**REQUIRED WORK**
Write out the listing exactly as it is given.

* begin *

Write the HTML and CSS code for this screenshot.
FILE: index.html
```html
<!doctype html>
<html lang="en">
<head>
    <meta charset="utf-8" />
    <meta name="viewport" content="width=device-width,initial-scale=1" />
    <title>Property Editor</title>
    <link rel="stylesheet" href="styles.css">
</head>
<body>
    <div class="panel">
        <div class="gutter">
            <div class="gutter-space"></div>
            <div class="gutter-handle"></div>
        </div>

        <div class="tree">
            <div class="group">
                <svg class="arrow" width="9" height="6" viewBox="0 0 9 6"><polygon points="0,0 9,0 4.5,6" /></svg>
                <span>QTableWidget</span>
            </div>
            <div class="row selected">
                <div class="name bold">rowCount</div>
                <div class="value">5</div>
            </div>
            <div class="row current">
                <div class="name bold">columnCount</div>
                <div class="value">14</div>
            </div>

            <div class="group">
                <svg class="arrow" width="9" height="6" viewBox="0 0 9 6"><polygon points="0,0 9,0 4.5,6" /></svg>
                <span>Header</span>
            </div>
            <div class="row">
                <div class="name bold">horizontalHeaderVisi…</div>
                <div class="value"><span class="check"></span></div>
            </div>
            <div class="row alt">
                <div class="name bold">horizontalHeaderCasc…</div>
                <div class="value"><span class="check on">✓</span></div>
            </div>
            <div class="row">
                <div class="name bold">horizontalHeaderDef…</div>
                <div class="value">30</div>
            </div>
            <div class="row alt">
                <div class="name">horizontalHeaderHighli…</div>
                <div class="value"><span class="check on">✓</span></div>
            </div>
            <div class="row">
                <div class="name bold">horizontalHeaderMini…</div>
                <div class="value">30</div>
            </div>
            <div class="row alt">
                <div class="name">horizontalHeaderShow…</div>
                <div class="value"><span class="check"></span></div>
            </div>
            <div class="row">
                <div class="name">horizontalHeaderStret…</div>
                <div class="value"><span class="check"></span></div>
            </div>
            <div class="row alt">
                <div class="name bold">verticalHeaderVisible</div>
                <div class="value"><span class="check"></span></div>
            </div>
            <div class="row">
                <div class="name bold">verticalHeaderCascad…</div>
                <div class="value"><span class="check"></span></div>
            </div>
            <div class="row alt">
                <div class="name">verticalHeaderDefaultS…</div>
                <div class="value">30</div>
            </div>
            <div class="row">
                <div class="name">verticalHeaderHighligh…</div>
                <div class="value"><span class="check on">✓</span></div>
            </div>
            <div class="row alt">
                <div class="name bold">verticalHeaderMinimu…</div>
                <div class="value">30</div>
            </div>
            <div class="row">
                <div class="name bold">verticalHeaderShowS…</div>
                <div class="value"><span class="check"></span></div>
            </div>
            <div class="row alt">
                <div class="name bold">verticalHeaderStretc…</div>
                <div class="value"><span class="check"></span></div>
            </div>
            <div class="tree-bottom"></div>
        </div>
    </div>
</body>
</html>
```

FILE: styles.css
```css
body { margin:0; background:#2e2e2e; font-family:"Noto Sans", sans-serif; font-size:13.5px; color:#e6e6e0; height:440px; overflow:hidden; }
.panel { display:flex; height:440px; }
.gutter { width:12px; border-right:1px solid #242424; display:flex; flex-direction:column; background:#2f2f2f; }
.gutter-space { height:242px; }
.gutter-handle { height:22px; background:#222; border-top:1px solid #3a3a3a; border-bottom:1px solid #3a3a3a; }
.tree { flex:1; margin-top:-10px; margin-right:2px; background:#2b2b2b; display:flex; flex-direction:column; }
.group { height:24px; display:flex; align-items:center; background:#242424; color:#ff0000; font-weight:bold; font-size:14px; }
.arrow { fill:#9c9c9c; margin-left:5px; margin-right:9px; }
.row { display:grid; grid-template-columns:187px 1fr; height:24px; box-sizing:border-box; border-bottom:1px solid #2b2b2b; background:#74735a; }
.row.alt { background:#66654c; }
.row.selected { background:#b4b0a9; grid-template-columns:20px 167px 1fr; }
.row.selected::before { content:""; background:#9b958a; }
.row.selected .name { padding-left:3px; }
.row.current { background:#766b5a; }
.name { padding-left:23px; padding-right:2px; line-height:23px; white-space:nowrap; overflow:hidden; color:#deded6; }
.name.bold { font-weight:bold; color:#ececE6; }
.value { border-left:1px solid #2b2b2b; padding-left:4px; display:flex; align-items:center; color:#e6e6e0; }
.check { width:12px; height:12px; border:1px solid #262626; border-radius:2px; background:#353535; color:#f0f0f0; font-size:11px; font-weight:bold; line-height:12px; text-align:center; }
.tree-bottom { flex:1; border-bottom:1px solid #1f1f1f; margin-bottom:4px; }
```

* end *

**CORRECT OUTPUT**
Write the HTML and CSS code for this screenshot.
FILE: index.html
```html
<!doctype html>
<html lang="en">
<head>
    <meta charset="utf-8" />
    <meta name="viewport" content="width=device-width,initial-scale=1" />
    <title>Property Editor</title>
    <link rel="stylesheet" href="styles.css">
</head>
<body>
    <div class="panel">
        <div class="gutter">
            <div class="gutter-space"></div>
            <div class="gutter-handle"></div>
        </div>

        <div class="tree">
            <div class="group">
                <svg class="arrow" width="9" height="6" viewBox="0 0 9 6"><polygon points="0,0 9,0 4.5,6" /></svg>
                <span>QTableWidget</span>
            </div>
            <div class="row selected">
                <div class="name bold">rowCount</div>
                <div class="value">5</div>
            </div>
            <div class="row current">
                <div class="name bold">columnCount</div>
                <div class="value">14</div>
            </div>

            <div class="group">
                <svg class="arrow" width="9" height="6" viewBox="0 0 9 6"><polygon points="0,0 9,0 4.5,6" /></svg>
                <span>Header</span>
            </div>
            <div class="row">
                <div class="name bold">horizontalHeaderVisi…</div>
                <div class="value"><span class="check"></span></div>
            </div>
            <div class="row alt">
                <div class="name bold">horizontalHeaderCasc…</div>
                <div class="value"><span class="check on">✓</span></div>
            </div>
            <div class="row">
                <div class="name bold">horizontalHeaderDef…</div>
                <div class="value">30</div>
            </div>
            <div class="row alt">
                <div class="name">horizontalHeaderHighli…</div>
                <div class="value"><span class="check on">✓</span></div>
            </div>
            <div class="row">
                <div class="name bold">horizontalHeaderMini…</div>
                <div class="value">30</div>
            </div>
            <div class="row alt">
                <div class="name">horizontalHeaderShow…</div>
                <div class="value"><span class="check"></span></div>
            </div>
            <div class="row">
                <div class="name">horizontalHeaderStret…</div>
                <div class="value"><span class="check"></span></div>
            </div>
            <div class="row alt">
                <div class="name bold">verticalHeaderVisible</div>
                <div class="value"><span class="check"></span></div>
            </div>
            <div class="row">
                <div class="name bold">verticalHeaderCascad…</div>
                <div class="value"><span class="check"></span></div>
            </div>
            <div class="row alt">
                <div class="name">verticalHeaderDefaultS…</div>
                <div class="value">30</div>
            </div>
            <div class="row">
                <div class="name">verticalHeaderHighligh…</div>
                <div class="value"><span class="check on">✓</span></div>
            </div>
            <div class="row alt">
                <div class="name bold">verticalHeaderMinimu…</div>
                <div class="value">30</div>
            </div>
            <div class="row">
                <div class="name bold">verticalHeaderShowS…</div>
                <div class="value"><span class="check"></span></div>
            </div>
            <div class="row alt">
                <div class="name bold">verticalHeaderStretc…</div>
                <div class="value"><span class="check"></span></div>
            </div>
            <div class="tree-bottom"></div>
        </div>
    </div>
</body>
</html>
```

FILE: styles.css
```css
body { margin:0; background:#2e2e2e; font-family:"Noto Sans", sans-serif; font-size:13.5px; color:#e6e6e0; height:440px; overflow:hidden; }
.panel { display:flex; height:440px; }
.gutter { width:12px; border-right:1px solid #242424; display:flex; flex-direction:column; background:#2f2f2f; }
.gutter-space { height:242px; }
.gutter-handle { height:22px; background:#222; border-top:1px solid #3a3a3a; border-bottom:1px solid #3a3a3a; }
.tree { flex:1; margin-top:-10px; margin-right:2px; background:#2b2b2b; display:flex; flex-direction:column; }
.group { height:24px; display:flex; align-items:center; background:#242424; color:#ff0000; font-weight:bold; font-size:14px; }
.arrow { fill:#9c9c9c; margin-left:5px; margin-right:9px; }
.row { display:grid; grid-template-columns:187px 1fr; height:24px; box-sizing:border-box; border-bottom:1px solid #2b2b2b; background:#74735a; }
.row.alt { background:#66654c; }
.row.selected { background:#b4b0a9; grid-template-columns:20px 167px 1fr; }
.row.selected::before { content:""; background:#9b958a; }
.row.selected .name { padding-left:3px; }
.row.current { background:#766b5a; }
.name { padding-left:23px; padding-right:2px; line-height:23px; white-space:nowrap; overflow:hidden; color:#deded6; }
.name.bold { font-weight:bold; color:#ececE6; }
.value { border-left:1px solid #2b2b2b; padding-left:4px; display:flex; align-items:center; color:#e6e6e0; }
.check { width:12px; height:12px; border:1px solid #262626; border-radius:2px; background:#353535; color:#f0f0f0; font-size:11px; font-weight:bold; line-height:12px; text-align:center; }
.tree-bottom { flex:1; border-bottom:1px solid #1f1f1f; margin-bottom:4px; }
```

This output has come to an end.